Wouldn't it be nice if multiple senior-level Google engineers would help you out with your new website or SaaS project? Maybe they could implement your authentication system or your backend service that scales to your enormous, anticipated load?

What if you could get such support for a nickel and a dime? Google Cloud (and other big players in the Cloud infrastructure market) are not only offering bare metal servers where you are in the pilot seat to set everything up. They are giving you access to dedicated services and managed environments.

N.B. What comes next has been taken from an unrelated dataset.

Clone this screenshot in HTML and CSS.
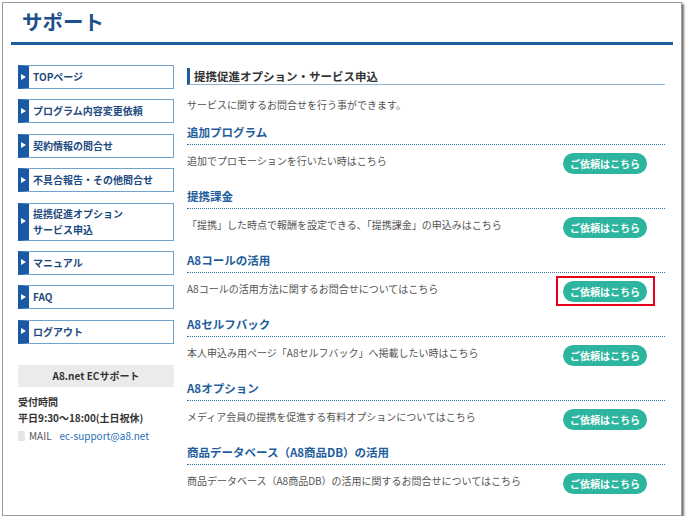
FILE: index.html
```html
<!DOCTYPE html>
<html lang="ja">
<head>
<meta charset="utf-8">
<title>サポート</title>
<link rel="stylesheet" href="styles.css">
</head>
<body>
<div class="frame">
  <header class="page-head">
    <h1 class="page-title">サポート</h1>
  </header>
  <div class="layout">
    <aside class="sidebar">
      <nav class="menu">
        <a class="menu-item" href="#">TOPページ</a>
        <a class="menu-item" href="#">プログラム内容変更依頼</a>
        <a class="menu-item" href="#">契約情報の問合せ</a>
        <a class="menu-item" href="#">不具合報告・その他問合せ</a>
        <a class="menu-item tall" href="#">提携促進オプション<br>サービス申込</a>
        <a class="menu-item" href="#">マニュアル</a>
        <a class="menu-item" href="#">FAQ</a>
        <a class="menu-item" href="#">ログアウト</a>
      </nav>
      <div class="support-box">A8.net ECサポート</div>
      <p class="support-line strong">受付時間</p>
      <p class="support-line strong">平日9:30～18:00(土日祝休)</p>
      <p class="support-line mail"><span class="mail-icon"></span>MAIL<a class="mail-link" href="#">ec-support@a8.net</a></p>
    </aside>
    <main class="main">
      <h2 class="main-title">提携促進オプション・サービス申込</h2>
      <p class="intro">サービスに関するお問合せを行う事ができます。</p>

      <section class="service">
        <h3 class="service-title">追加プログラム</h3>
        <div class="service-row">
          <p class="service-text">追加でプロモーションを行いたい時はこちら</p>
          <a class="btn" href="#">ご依頼はこちら</a>
        </div>
      </section>

      <section class="service">
        <h3 class="service-title">提携課金</h3>
        <div class="service-row">
          <p class="service-text">「提携」した時点で報酬を設定できる、「提携課金」の申込みはこちら</p>
          <a class="btn" href="#">ご依頼はこちら</a>
        </div>
      </section>

      <section class="service">
        <h3 class="service-title">A8コールの活用</h3>
        <div class="service-row">
          <p class="service-text">A8コールの活用方法に関するお問合せについてはこちら</p>
          <a class="btn highlight" href="#">ご依頼はこちら</a>
        </div>
      </section>

      <section class="service">
        <h3 class="service-title">A8セルフバック</h3>
        <div class="service-row">
          <p class="service-text">本人申込み用ページ「A8セルフバック」へ掲載したい時はこちら</p>
          <a class="btn" href="#">ご依頼はこちら</a>
        </div>
      </section>

      <section class="service">
        <h3 class="service-title">A8オプション</h3>
        <div class="service-row">
          <p class="service-text">メディア会員の提携を促進する有料オプションについてはこちら</p>
          <a class="btn" href="#">ご依頼はこちら</a>
        </div>
      </section>

      <section class="service">
        <h3 class="service-title">商品データベース（A8商品DB）の活用</h3>
        <div class="service-row">
          <p class="service-text">商品データベース（A8商品DB）の活用に関するお問合せについてはこちら</p>
          <a class="btn" href="#">ご依頼はこちら</a>
        </div>
      </section>
    </main>
  </div>
</div>
</body>
</html>
```

FILE: styles.css
```css
* {
  box-sizing: border-box;
}

html, body {
  margin: 0;
  padding: 0;
  background: #ffffff;
}

body {
  font-family: "Noto Sans CJK JP", "Noto Sans", sans-serif;
  color: #555555;
  font-size: 10px;
}

p, h1, h2, h3 {
  margin: 0;
}

a {
  text-decoration: none;
}

.frame {
  margin: 2px 0 0 2px;
  width: 680px;
  height: 514px;
  border: 1px solid #9c9c9c;
  box-shadow: 2px 2px 2px rgba(0, 0, 0, 0.55);
  background: #ffffff;
}

.page-head {
  margin: 0 8px;
  padding: 3px 0 6px 11px;
  border-bottom: 3px solid #1f5e9c;
}

.page-title {
  font-size: 20.5px;
  line-height: 30px;
  font-weight: 700;
  color: #1c4f8b;
}

.layout {
  display: flex;
  gap: 13px;
  padding-left: 15px;
}

.sidebar {
  width: 156px;
  padding-top: 20px;
  flex: none;
}

.menu {
  display: flex;
  flex-direction: column;
  gap: 10.4px;
}

.menu-item {
  position: relative;
  display: flex;
  align-items: center;
  height: 24px;
  padding-left: 4px;
  border: 1px solid #6fa3cf;
  border-left: 11px solid #1a5aa5;
  font-size: 10px;
  line-height: 16px;
  font-weight: 700;
  color: #1d4a80;
}

.menu-item::before {
  content: "";
  position: absolute;
  left: -8px;
  top: 50%;
  margin-top: -3.5px;
  border-left: 5px solid #ffffff;
  border-top: 3.5px solid transparent;
  border-bottom: 3.5px solid transparent;
}

.menu-item.tall {
  height: 38px;
}

.support-box {
  margin-top: 21px;
  height: 22px;
  background: #ebebeb;
  text-align: center;
  font-size: 10px;
  line-height: 22px;
  font-weight: 700;
  color: #333333;
}

.support-line {
  font-size: 10px;
  line-height: 16px;
  color: #333333;
}

.support-line.strong {
  font-weight: 700;
}

.support-box + .support-line {
  margin-top: 7px;
}

.support-line.mail {
  display: flex;
  align-items: center;
  margin-top: 2px;
  color: #555555;
}

.mail-icon {
  width: 7px;
  height: 10px;
  background: #e6e6e6;
  margin-right: 4px;
}

.mail-link {
  margin-left: 8px;
  color: #2a6fb5;
}

.main {
  width: 478px;
  padding-top: 23px;
}

.main-title {
  border-left: 3px solid #1f5e9c;
  border-bottom: 1px solid #8fb4d4;
  padding-left: 4px;
  font-size: 11.5px;
  line-height: 16px;
  font-weight: 700;
  color: #333333;
}

.intro {
  margin-top: 12px;
  font-size: 10px;
  line-height: 16px;
  color: #555555;
}

.service {
  margin-top: 10px;
}

.service + .service {
  margin-top: 13px;
}

.service-title {
  font-size: 11.5px;
  line-height: 18px;
  font-weight: 700;
  color: #1f5e9c;
  padding-bottom: 3px;
  border-bottom: 1px dotted #2f7bb0;
}

.service-row {
  display: flex;
  justify-content: space-between;
  align-items: flex-start;
  padding-top: 8px;
  padding-right: 18px;
}

.service-text {
  font-size: 10px;
  line-height: 16px;
  color: #555555;
}

.btn {
  position: relative;
  flex: none;
  display: block;
  width: 84px;
  height: 21px;
  border-radius: 11px;
  background: #2db59f;
  color: #ffffff;
  font-size: 10px;
  font-weight: 700;
  line-height: 21px;
  text-align: center;
}

.btn.highlight::after {
  content: "";
  position: absolute;
  top: -5px;
  right: -8px;
  bottom: -4px;
  left: -7px;
  border: 2px solid #e3001b;
}
```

One such platform-as-a-service is Google's Firebase. It is composed of many sub-services that you need to have to successfully bring your service or website online:

  • Firebase Auth: Let your users sign up and sign in with state-of-the-art security
  • Firebase Hosting: Serve your website via a global CDN network
  • Firebase Firestore: A fast NoSQL database with real-time listeners
  • Firebase Storage: Store and serve large amounts of data
  • Firebase Functions: Your serverless and highly scalable backend
  • And many more...

Now, maybe you can implement the plethora of functionality yourself or install a library on your own Node.js / Python server. But let's be honest: You would probably make less of a good job and more importantly does it add to the core of the product you are creating? Your end-user will most likely never care if you implemented the Authentication service yourself. Only if you messed up and stored the password without encryption your users will care and it will cost you dearly (Hashes and salt rounds and many more complex concepts come to mind and you would have to understand them to implement authentication correctly).

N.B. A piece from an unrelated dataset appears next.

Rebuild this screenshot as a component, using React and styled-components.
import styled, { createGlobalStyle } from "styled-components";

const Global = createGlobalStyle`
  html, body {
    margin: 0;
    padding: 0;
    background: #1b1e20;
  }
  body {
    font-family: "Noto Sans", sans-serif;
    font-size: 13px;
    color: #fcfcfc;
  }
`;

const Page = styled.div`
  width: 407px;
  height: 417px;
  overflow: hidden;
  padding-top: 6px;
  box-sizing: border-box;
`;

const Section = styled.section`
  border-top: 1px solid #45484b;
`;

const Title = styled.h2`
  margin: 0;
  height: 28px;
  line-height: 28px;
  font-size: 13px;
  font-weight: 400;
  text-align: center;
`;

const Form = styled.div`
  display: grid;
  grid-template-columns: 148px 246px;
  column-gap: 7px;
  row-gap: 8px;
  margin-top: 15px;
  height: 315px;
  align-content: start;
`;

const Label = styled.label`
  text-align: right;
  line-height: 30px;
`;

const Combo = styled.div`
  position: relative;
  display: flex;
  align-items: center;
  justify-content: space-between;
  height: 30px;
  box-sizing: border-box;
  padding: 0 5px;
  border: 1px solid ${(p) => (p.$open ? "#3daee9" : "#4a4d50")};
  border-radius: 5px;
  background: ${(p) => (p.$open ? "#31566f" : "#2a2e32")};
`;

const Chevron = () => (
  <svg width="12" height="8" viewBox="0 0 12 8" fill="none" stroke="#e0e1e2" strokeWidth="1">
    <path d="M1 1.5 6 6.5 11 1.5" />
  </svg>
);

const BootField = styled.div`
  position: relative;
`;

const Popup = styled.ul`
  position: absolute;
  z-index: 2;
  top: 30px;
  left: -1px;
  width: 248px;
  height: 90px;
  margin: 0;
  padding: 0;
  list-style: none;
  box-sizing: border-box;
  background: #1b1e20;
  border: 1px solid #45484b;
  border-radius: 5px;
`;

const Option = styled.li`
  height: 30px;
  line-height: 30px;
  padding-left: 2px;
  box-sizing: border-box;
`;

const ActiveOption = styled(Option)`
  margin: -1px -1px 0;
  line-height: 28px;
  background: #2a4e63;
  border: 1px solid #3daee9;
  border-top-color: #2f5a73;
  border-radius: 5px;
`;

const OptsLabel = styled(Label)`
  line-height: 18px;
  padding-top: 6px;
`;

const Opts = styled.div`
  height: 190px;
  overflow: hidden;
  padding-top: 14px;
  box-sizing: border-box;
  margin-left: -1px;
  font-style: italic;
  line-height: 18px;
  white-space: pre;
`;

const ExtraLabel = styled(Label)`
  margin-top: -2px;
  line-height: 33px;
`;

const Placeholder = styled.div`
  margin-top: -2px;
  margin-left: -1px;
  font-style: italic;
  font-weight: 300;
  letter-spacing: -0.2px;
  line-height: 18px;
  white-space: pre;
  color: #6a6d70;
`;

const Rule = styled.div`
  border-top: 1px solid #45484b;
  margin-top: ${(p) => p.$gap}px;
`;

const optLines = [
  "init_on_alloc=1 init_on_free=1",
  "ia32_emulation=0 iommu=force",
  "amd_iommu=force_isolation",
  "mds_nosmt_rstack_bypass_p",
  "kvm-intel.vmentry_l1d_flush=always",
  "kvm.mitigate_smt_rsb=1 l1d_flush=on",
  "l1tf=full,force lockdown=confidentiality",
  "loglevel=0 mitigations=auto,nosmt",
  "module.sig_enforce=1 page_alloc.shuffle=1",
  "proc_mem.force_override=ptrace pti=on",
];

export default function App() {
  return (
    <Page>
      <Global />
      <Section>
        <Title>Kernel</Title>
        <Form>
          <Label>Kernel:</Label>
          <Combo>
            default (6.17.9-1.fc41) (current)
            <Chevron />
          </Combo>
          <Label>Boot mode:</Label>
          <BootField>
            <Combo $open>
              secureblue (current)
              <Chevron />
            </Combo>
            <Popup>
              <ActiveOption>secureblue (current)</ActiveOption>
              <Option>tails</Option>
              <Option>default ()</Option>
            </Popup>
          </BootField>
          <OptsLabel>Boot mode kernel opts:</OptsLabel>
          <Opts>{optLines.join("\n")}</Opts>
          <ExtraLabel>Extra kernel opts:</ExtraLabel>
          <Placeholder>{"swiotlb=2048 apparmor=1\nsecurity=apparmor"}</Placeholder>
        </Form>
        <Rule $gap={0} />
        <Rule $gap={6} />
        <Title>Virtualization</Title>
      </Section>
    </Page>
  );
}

The argument many people would have against such an offering as Firebase is the increased costs in comparison to self-developed solutions on bare-metal servers.

Let's make a simple comparison if the increased price of the cloud resources is indeed a showstopper for using such a service.

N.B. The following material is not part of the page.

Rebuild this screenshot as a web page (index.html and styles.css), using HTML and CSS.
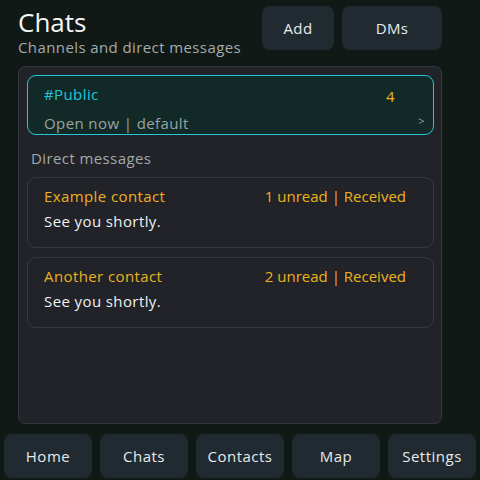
FILE: index.html
```html
<!DOCTYPE html>
<html>
<head>
<meta charset="utf-8">
<link rel="stylesheet" href="styles.css">
</head>
<body>
<div class="app">
  <header class="top">
    <div class="titles">
      <h1 class="title">Chats</h1>
      <div class="subtitle">Channels and direct messages</div>
    </div>
    <div class="actions">
      <button class="btn btn-add">Add</button>
      <button class="btn btn-dms">DMs</button>
    </div>
  </header>
  <main class="panel">
    <div class="channel">
      <div class="row">
        <span class="channel-name">#Public</span>
        <span class="count">4</span>
      </div>
      <div class="row row-bottom">
        <span class="channel-meta">Open now | default</span>
        <span class="chev">&gt;</span>
      </div>
    </div>
    <div class="section-label">Direct messages</div>
    <div class="dm">
      <div class="row">
        <span class="dm-name">Example contact</span>
        <span class="dm-status">1 unread | Received</span>
      </div>
      <div class="dm-msg">See you shortly.</div>
    </div>
    <div class="dm">
      <div class="row">
        <span class="dm-name">Another contact</span>
        <span class="dm-status">2 unread | Received</span>
      </div>
      <div class="dm-msg">See you shortly.</div>
    </div>
  </main>
  <nav class="nav">
    <button class="nav-btn">Home</button>
    <button class="nav-btn">Chats</button>
    <button class="nav-btn">Contacts</button>
    <button class="nav-btn">Map</button>
    <button class="nav-btn">Settings</button>
  </nav>
</div>
</body>
</html>
```
FILE: styles.css
```css
* { box-sizing: border-box; }
html, body { margin: 0; padding: 0; }
body {
  background: #111917;
  font-family: "Open Sans", "Noto Sans", sans-serif;
  color: #e8ecec;
  width: 480px;
  height: 480px;
  overflow: hidden;
  letter-spacing: 0.4px;
}
.app {
  display: flex;
  flex-direction: column;
  height: 480px;
}
.top {
  display: flex;
  justify-content: space-between;
  padding: 6px 38px 0 18px;
  height: 50px;
}
.title {
  margin: 0;
  font-size: 26px;
  font-weight: 500;
  line-height: 32px;
  color: #f4f6f6;
  letter-spacing: 0;
}
.subtitle {
  font-size: 15px;
  line-height: 18px;
  color: #a3abab;
  margin-top: 0;
}
.actions {
  display: flex;
  gap: 8px;
}
.btn {
  height: 44px;
  border: none;
  border-radius: 8px;
  background: #222a31;
  color: #e6eaea;
  font-family: inherit;
  font-size: 15px;
  letter-spacing: 0.4px;
}
.btn-add { width: 72px; }
.btn-dms { width: 100px; }
.panel {
  margin: 16px 38px 0 18px;
  height: 358px;
  background: #212329;
  border: 1px solid #32363e;
  border-radius: 7px;
  padding: 8px 7px 8px 8px;
  display: flex;
  flex-direction: column;
}
.channel {
  height: 60px;
  background: #112a28;
  border: 1px solid #25c7d8;
  border-radius: 9px;
  padding: 6px 8px 0 16px;
}
.row {
  display: flex;
  justify-content: space-between;
  align-items: center;
}
.channel-name {
  color: #25c5d6;
  font-size: 15px;
  line-height: 20px;
}
.count {
  color: #f0b41e;
  font-size: 15px;
  line-height: 20px;
  margin-right: 30px;
  margin-top: 4px;
}
.row-bottom { margin-top: 7px; }
.channel-meta {
  color: #9aa4a2;
  font-size: 15px;
  line-height: 20px;
}
.chev {
  color: #9aa4a2;
  font-size: 11px;
  margin-top: -6px;
}
.section-label {
  color: #a2aaaa;
  font-size: 15px;
  line-height: 20px;
  padding: 13px 0 0 4px;
  height: 42px;
}
.dm {
  height: 71px;
  border: 1px solid #323b45;
  border-radius: 9px;
  padding: 8px 27px 0 16px;
  margin-bottom: 9px;
}
.dm-name {
  color: #ecb21e;
  font-size: 15px;
  line-height: 20px;
}
.dm-status {
  color: #ecb21e;
  font-size: 15px;
  line-height: 20px;
  letter-spacing: 0;
}
.dm-msg {
  color: #eef0f0;
  font-size: 15px;
  line-height: 20px;
  margin-top: 5px;
}
.nav {
  margin-top: 10px;
  display: flex;
  gap: 8px;
  padding: 0 4px;
}
.nav-btn {
  width: 88px;
  height: 44px;
  border: none;
  border-radius: 8px;
  background: #202a30;
  color: #e6eaea;
  font-family: inherit;
  font-size: 15px;
  letter-spacing: 0.5px;
  padding-bottom: 2px;
}
```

Firebase pricing vs hiring an additional dev

If you need only one additional software engineer to look after the self-developed solution, you are set back around $100k in the US and €50k in Western Europe – at least. To get a grasp of the amount of pay-as-you-go service you could get for not even a tenth of the monthly price for a developer, the pricing set-up of a heavily used Firebase service is listed below:

Database A database with 500 GB worth of data with 100m reads, 50m writes, 25m deletes, and 1 TB network egress = $367

AND

Storage 1 TB of data stored in Cloud Storage with 9m downloads and 1m uploads with 500GB transferred data = $89

AND

Compute

100m Cloud functions invocations at 200 ms with 1 CPU (500 MHz), 500 MB memory, and 100 GB network egress = $172

AND

Hosting

1m website visits of your 1 MB large website = $150

Total: $778 per month. Much less than the $8333 for the additional developer...

Note: Please always do the pricing for your use case. The pricing for Firebase is available here.

These are staggering numbers.

But even more important is the thought experiment of what is happening when one of your servers is going down? Are you having some engineers on call? Are your engineers monitoring security risks like software exploits and acting with the same urgency as the security team at Google would do?

The answer is: probably not.

When it is good enough for Snapchat...

One well-known example of a company that made use of Firebase is Snapchat. How many on-call engineers did Snapchat employ to look after their product around the clock? The answer is zero according to a Firebase product manager. They already paid for this service in the normal usages fees of the Firebase service and Google supplied the engineers to ensure the smooth working of Firebase.

For my part, I am happy to pay a little bit more for the cloud resources (network, storage, compute) and have the peace of mind that experienced engineers are watching over the system as all of our engineers are sleeping.